Install powertop. It will allow you to tune the power consumption.

[–] [email protected] 2 points 2 years ago* (last edited 2 years ago) (1 children)

The biggest impact would probably be changing the CPU scaling governor. This controls how the kernel scales the CPU frequency depending on the work load. It's per-processor core. An application like tuned can do this for you and make other adjustments automatically, depending on the profile you select.

Most distributions use the ondemand governor. To see available frequency governors you can do something like:

cat /sys/devices/system/cpu/cpufreq/policy0/scaling_available_governors

and change it with:

echo conservative > /sys/devices/system/cpu/cpufreq/policy0/scaling_available_governors

Here's a link to kernel docs explaining each one.

[–] uninvitedguest 1 points 2 years ago

Thank you. Good amount of reading in there.

[–] [email protected] 2 points 2 years ago* (last edited 2 years ago) (1 children)

There is Powertop by intel which could help reduce energy usage with Intel CPUs. Otherwise, I know of TLP which is mainly aimed at laptops to reduce battery usage.

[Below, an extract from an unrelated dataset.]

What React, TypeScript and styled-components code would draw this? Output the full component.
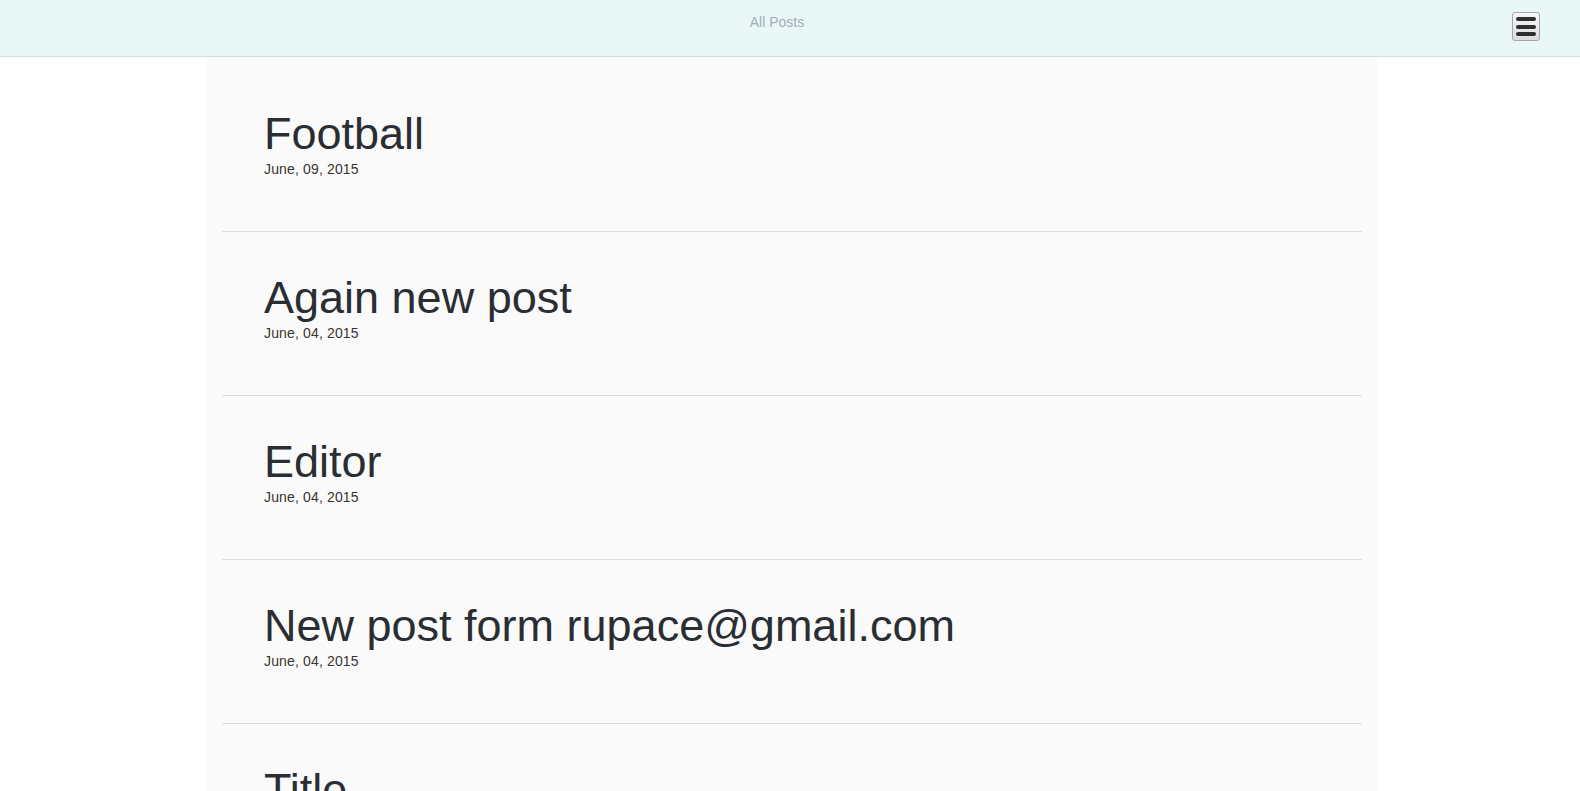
import React from "react";
import styled, { createGlobalStyle } from "styled-components";

const GlobalStyle = createGlobalStyle`
  html, body {
    margin: 0;
    padding: 0;
    background: #ffffff;
    font-family: "Liberation Sans", Arial, Helvetica, sans-serif;
  }
  * { box-sizing: border-box; }
`;

const Page = styled.div`
  display: flex;
  flex-direction: column;
  min-height: 100vh;
`;

const Header = styled.header`
  height: 57px;
  background: #e9f7f7;
  border-bottom: 1px solid #d3dcdc;
  display: flex;
  align-items: flex-start;
  padding: 0 40px 0 42px;
`;

const HeaderTitle = styled.a`
  flex: 1;
  text-align: center;
  font-size: 14px;
  line-height: 20px;
  padding-top: 12px;
  color: #a3adb8;
  text-decoration: none;
`;

const MenuButton = styled.button`
  margin-top: 12px;
  width: 28px;
  height: 29px;
  padding: 0;
  border: 1px solid #a6a6a6;
  border-radius: 3px;
  background: linear-gradient(#f7f7f7, #dcdcdc);
  display: flex;
  flex-direction: column;
  align-items: center;
  justify-content: center;
  gap: 3.5px;
  cursor: pointer;
`;

const Bar = styled.span`
  display: block;
  width: 20px;
  height: 4px;
  border-radius: 2px;
  background: #2f2f2f;
`;

const Container = styled.main`
  flex: 1;
  width: 1170px;
  margin-left: calc(50% - 583px);
  background: #fafafa;
  padding: 11px 15px 0;
`;

const Post = styled.article`
  padding: 41px 0 52px 42px;
  border-bottom: 1px solid #dcdcdc;
`;

const PostTitle = styled.h2`
  margin: 0;
  font-size: 45px;
  line-height: 50px;
  font-weight: 400;
  color: #2a2e33;
`;

const PostDate = styled.div`
  font-size: 14px;
  line-height: 20px;
  letter-spacing: 0.15px;
  color: #3a3530;
`;

const posts = [
  { title: "Football", date: "June, 09, 2015" },
  { title: "Again new post", date: "June, 04, 2015" },
  { title: "Editor", date: "June, 04, 2015" },
  { title: "New post form rupace@gmail.com", date: "June, 04, 2015" },
  { title: "Title", date: "June, 04, 2015" },
];

export default function App() {
  return (
    <>
      <GlobalStyle />
      <Page>
        <Header>
          <HeaderTitle href="#">All Posts</HeaderTitle>
          <MenuButton aria-label="Menu">
            <Bar />
            <Bar />
            <Bar />
          </MenuButton>
        </Header>
        <Container>
          {posts.map((p, i) => (
            <Post key={i}>
              <PostTitle>{p.title}</PostTitle>
              <PostDate>{p.date}</PostDate>
            </Post>
          ))}
        </Container>
      </Page>
    </>
  );
}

[–] uninvitedguest 1 points 2 years ago

Oh, these are both great. Thank you.

[–] [email protected] 1 points 2 years ago (1 children)

There is intel-undervolt which might already do what you need.

There is also the cpupower utility which works with the pstate driver which allows you to tune the frequency.

[–] uninvitedguest 1 points 2 years ago

Very cool. Not updated since 2019, though?